**THE REQUEST**. Output the material word for word. Leave each picture out.

Entries taken from a collection:
- - -

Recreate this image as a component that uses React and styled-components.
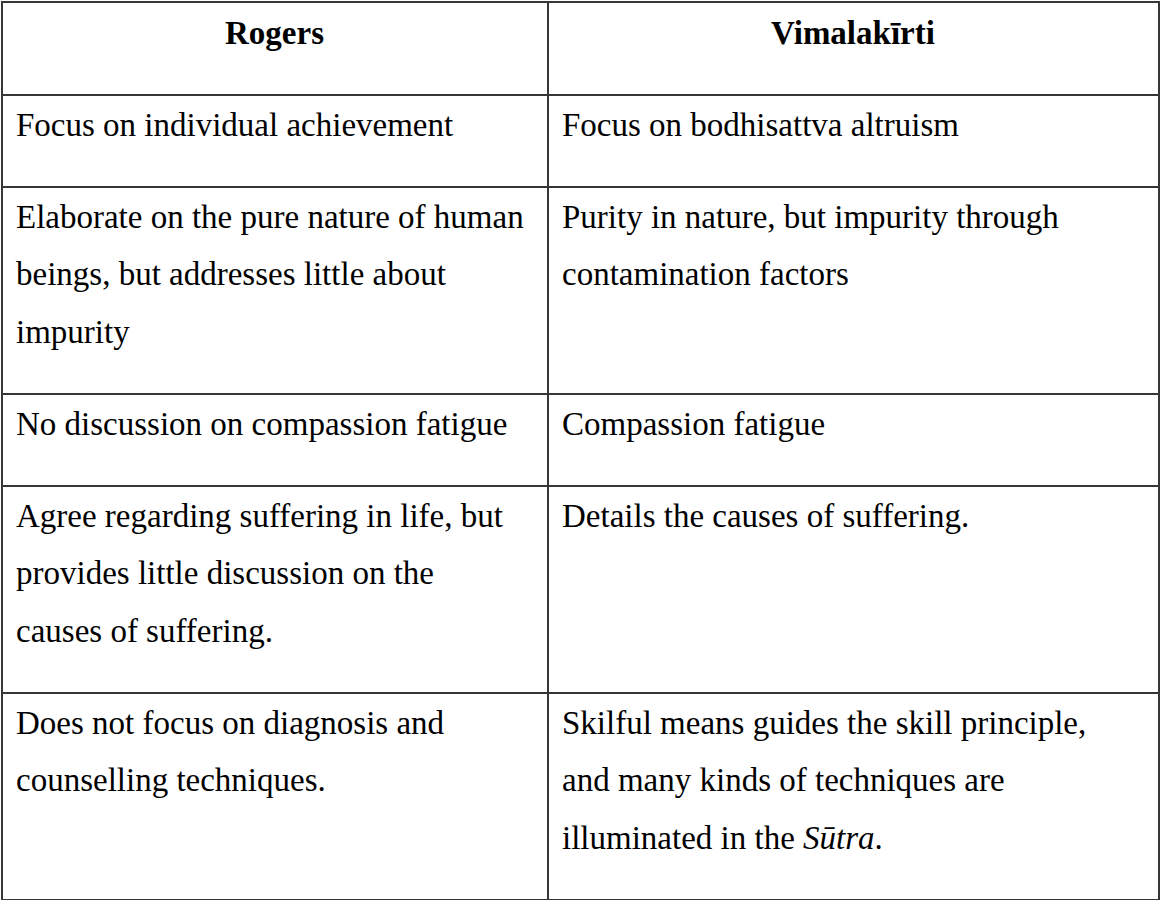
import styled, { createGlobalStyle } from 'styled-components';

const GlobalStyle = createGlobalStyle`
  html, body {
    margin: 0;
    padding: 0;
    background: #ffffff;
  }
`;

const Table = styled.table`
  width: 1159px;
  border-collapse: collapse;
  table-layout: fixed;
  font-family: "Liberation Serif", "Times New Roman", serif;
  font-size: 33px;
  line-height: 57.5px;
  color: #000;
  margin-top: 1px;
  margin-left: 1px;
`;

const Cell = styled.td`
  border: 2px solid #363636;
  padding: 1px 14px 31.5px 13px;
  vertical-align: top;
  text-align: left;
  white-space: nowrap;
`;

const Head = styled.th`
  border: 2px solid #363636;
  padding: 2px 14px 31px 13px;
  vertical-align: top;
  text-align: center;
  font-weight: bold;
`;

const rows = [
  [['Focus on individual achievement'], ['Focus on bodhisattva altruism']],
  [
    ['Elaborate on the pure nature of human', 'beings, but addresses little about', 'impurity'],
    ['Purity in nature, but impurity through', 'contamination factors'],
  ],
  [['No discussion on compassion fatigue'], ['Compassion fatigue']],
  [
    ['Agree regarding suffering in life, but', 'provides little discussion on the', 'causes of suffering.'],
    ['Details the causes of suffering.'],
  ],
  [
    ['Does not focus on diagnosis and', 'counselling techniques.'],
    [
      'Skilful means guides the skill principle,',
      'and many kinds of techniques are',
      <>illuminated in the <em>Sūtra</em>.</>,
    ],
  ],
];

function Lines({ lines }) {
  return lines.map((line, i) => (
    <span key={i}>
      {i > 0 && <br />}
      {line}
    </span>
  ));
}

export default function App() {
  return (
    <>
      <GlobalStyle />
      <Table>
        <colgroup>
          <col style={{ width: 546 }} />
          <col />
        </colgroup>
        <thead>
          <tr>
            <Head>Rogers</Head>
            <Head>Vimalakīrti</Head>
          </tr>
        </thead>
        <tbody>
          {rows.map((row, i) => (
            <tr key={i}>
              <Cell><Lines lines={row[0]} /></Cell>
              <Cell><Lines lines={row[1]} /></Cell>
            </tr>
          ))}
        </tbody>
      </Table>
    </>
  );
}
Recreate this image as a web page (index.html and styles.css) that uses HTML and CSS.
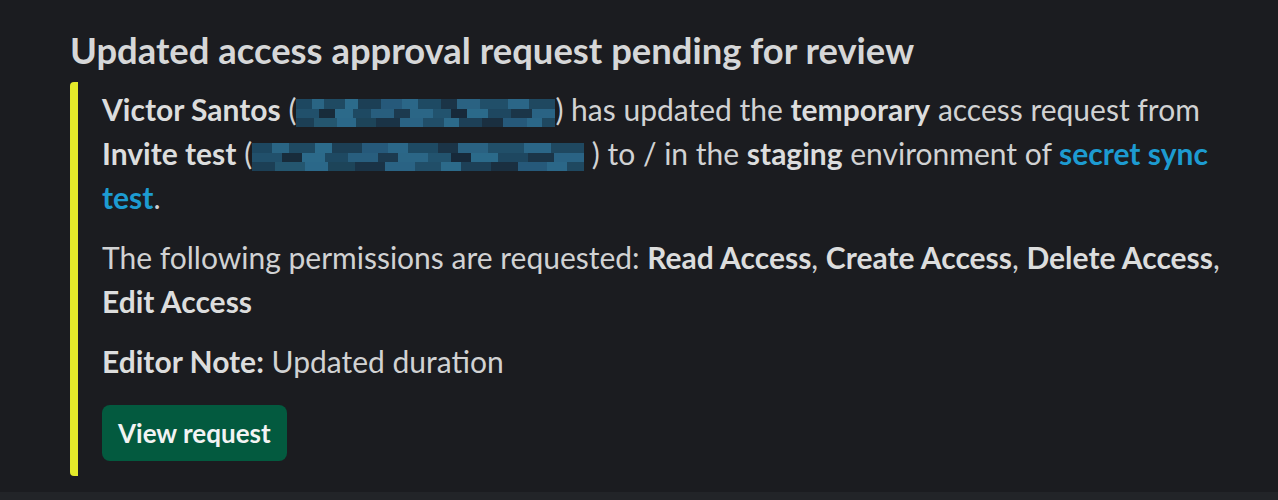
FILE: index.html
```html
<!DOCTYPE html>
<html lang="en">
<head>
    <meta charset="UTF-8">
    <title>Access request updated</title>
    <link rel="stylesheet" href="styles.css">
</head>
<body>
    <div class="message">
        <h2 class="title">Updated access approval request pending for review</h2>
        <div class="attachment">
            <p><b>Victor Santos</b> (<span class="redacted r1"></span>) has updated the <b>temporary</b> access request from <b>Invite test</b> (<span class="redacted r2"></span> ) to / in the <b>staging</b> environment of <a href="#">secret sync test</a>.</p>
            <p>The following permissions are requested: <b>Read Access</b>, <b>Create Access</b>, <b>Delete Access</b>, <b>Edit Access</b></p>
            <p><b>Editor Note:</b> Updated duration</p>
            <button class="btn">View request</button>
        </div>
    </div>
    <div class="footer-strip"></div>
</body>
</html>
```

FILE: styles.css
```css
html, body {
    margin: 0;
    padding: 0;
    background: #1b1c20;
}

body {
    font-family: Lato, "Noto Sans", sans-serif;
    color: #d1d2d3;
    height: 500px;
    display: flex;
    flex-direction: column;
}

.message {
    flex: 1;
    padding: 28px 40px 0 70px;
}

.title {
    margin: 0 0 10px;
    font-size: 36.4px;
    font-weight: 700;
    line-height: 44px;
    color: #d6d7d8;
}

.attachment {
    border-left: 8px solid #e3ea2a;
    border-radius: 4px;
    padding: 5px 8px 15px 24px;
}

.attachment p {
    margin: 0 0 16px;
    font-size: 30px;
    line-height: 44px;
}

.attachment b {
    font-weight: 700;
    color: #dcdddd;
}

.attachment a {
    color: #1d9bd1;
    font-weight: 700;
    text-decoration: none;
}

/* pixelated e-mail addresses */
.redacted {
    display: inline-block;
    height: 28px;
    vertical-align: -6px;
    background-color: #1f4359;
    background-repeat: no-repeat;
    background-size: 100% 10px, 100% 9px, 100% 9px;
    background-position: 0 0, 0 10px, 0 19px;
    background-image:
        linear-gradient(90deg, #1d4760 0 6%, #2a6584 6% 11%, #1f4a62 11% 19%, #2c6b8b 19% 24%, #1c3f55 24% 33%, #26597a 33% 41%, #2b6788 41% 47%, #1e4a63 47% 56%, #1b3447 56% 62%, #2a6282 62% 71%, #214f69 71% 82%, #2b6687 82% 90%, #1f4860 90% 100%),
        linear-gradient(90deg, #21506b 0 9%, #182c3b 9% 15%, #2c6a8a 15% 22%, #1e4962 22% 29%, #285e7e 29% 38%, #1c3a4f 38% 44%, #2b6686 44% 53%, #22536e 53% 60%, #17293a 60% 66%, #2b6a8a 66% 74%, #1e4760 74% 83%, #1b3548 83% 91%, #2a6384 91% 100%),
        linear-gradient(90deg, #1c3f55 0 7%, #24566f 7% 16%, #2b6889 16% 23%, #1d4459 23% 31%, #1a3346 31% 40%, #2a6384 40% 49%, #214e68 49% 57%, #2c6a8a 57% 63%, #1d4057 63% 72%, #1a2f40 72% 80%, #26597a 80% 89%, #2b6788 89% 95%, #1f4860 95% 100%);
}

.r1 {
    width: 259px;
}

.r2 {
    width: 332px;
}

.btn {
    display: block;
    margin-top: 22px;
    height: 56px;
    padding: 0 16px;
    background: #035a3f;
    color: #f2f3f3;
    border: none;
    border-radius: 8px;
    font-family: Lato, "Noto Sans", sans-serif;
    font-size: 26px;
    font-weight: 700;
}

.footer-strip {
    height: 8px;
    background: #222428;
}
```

- - -

**RESULT BELOW**.
Recreate this image as a component that uses React and styled-components.
import styled, { createGlobalStyle } from 'styled-components';

const GlobalStyle = createGlobalStyle`
  html, body {
    margin: 0;
    padding: 0;
    background: #ffffff;
  }
`;

const Table = styled.table`
  width: 1159px;
  border-collapse: collapse;
  table-layout: fixed;
  font-family: "Liberation Serif", "Times New Roman", serif;
  font-size: 33px;
  line-height: 57.5px;
  color: #000;
  margin-top: 1px;
  margin-left: 1px;
`;

const Cell = styled.td`
  border: 2px solid #363636;
  padding: 1px 14px 31.5px 13px;
  vertical-align: top;
  text-align: left;
  white-space: nowrap;
`;

const Head = styled.th`
  border: 2px solid #363636;
  padding: 2px 14px 31px 13px;
  vertical-align: top;
  text-align: center;
  font-weight: bold;
`;

const rows = [
  [['Focus on individual achievement'], ['Focus on bodhisattva altruism']],
  [
    ['Elaborate on the pure nature of human', 'beings, but addresses little about', 'impurity'],
    ['Purity in nature, but impurity through', 'contamination factors'],
  ],
  [['No discussion on compassion fatigue'], ['Compassion fatigue']],
  [
    ['Agree regarding suffering in life, but', 'provides little discussion on the', 'causes of suffering.'],
    ['Details the causes of suffering.'],
  ],
  [
    ['Does not focus on diagnosis and', 'counselling techniques.'],
    [
      'Skilful means guides the skill principle,',
      'and many kinds of techniques are',
      <>illuminated in the <em>Sūtra</em>.</>,
    ],
  ],
];

function Lines({ lines }) {
  return lines.map((line, i) => (
    <span key={i}>
      {i > 0 && <br />}
      {line}
    </span>
  ));
}

export default function App() {
  return (
    <>
      <GlobalStyle />
      <Table>
        <colgroup>
          <col style={{ width: 546 }} />
          <col />
        </colgroup>
        <thead>
          <tr>
            <Head>Rogers</Head>
            <Head>Vimalakīrti</Head>
          </tr>
        </thead>
        <tbody>
          {rows.map((row, i) => (
            <tr key={i}>
              <Cell><Lines lines={row[0]} /></Cell>
              <Cell><Lines lines={row[1]} /></Cell>
            </tr>
          ))}
        </tbody>
      </Table>
    </>
  );
}
Recreate this image as a web page (index.html and styles.css) that uses HTML and CSS.
FILE: index.html
```html
<!DOCTYPE html>
<html lang="en">
<head>
    <meta charset="UTF-8">
    <title>Access request updated</title>
    <link rel="stylesheet" href="styles.css">
</head>
<body>
    <div class="message">
        <h2 class="title">Updated access approval request pending for review</h2>
        <div class="attachment">
            <p><b>Victor Santos</b> (<span class="redacted r1"></span>) has updated the <b>temporary</b> access request from <b>Invite test</b> (<span class="redacted r2"></span> ) to / in the <b>staging</b> environment of <a href="#">secret sync test</a>.</p>
            <p>The following permissions are requested: <b>Read Access</b>, <b>Create Access</b>, <b>Delete Access</b>, <b>Edit Access</b></p>
            <p><b>Editor Note:</b> Updated duration</p>
            <button class="btn">View request</button>
        </div>
    </div>
    <div class="footer-strip"></div>
</body>
</html>
```

FILE: styles.css
```css
html, body {
    margin: 0;
    padding: 0;
    background: #1b1c20;
}

body {
    font-family: Lato, "Noto Sans", sans-serif;
    color: #d1d2d3;
    height: 500px;
    display: flex;
    flex-direction: column;
}

.message {
    flex: 1;
    padding: 28px 40px 0 70px;
}

.title {
    margin: 0 0 10px;
    font-size: 36.4px;
    font-weight: 700;
    line-height: 44px;
    color: #d6d7d8;
}

.attachment {
    border-left: 8px solid #e3ea2a;
    border-radius: 4px;
    padding: 5px 8px 15px 24px;
}

.attachment p {
    margin: 0 0 16px;
    font-size: 30px;
    line-height: 44px;
}

.attachment b {
    font-weight: 700;
    color: #dcdddd;
}

.attachment a {
    color: #1d9bd1;
    font-weight: 700;
    text-decoration: none;
}

/* pixelated e-mail addresses */
.redacted {
    display: inline-block;
    height: 28px;
    vertical-align: -6px;
    background-color: #1f4359;
    background-repeat: no-repeat;
    background-size: 100% 10px, 100% 9px, 100% 9px;
    background-position: 0 0, 0 10px, 0 19px;
    background-image:
        linear-gradient(90deg, #1d4760 0 6%, #2a6584 6% 11%, #1f4a62 11% 19%, #2c6b8b 19% 24%, #1c3f55 24% 33%, #26597a 33% 41%, #2b6788 41% 47%, #1e4a63 47% 56%, #1b3447 56% 62%, #2a6282 62% 71%, #214f69 71% 82%, #2b6687 82% 90%, #1f4860 90% 100%),
        linear-gradient(90deg, #21506b 0 9%, #182c3b 9% 15%, #2c6a8a 15% 22%, #1e4962 22% 29%, #285e7e 29% 38%, #1c3a4f 38% 44%, #2b6686 44% 53%, #22536e 53% 60%, #17293a 60% 66%, #2b6a8a 66% 74%, #1e4760 74% 83%, #1b3548 83% 91%, #2a6384 91% 100%),
        linear-gradient(90deg, #1c3f55 0 7%, #24566f 7% 16%, #2b6889 16% 23%, #1d4459 23% 31%, #1a3346 31% 40%, #2a6384 40% 49%, #214e68 49% 57%, #2c6a8a 57% 63%, #1d4057 63% 72%, #1a2f40 72% 80%, #26597a 80% 89%, #2b6788 89% 95%, #1f4860 95% 100%);
}

.r1 {
    width: 259px;
}

.r2 {
    width: 332px;
}

.btn {
    display: block;
    margin-top: 22px;
    height: 56px;
    padding: 0 16px;
    background: #035a3f;
    color: #f2f3f3;
    border: none;
    border-radius: 8px;
    font-family: Lato, "Noto Sans", sans-serif;
    font-size: 26px;
    font-weight: 700;
}

.footer-strip {
    height: 8px;
    background: #222428;
}
```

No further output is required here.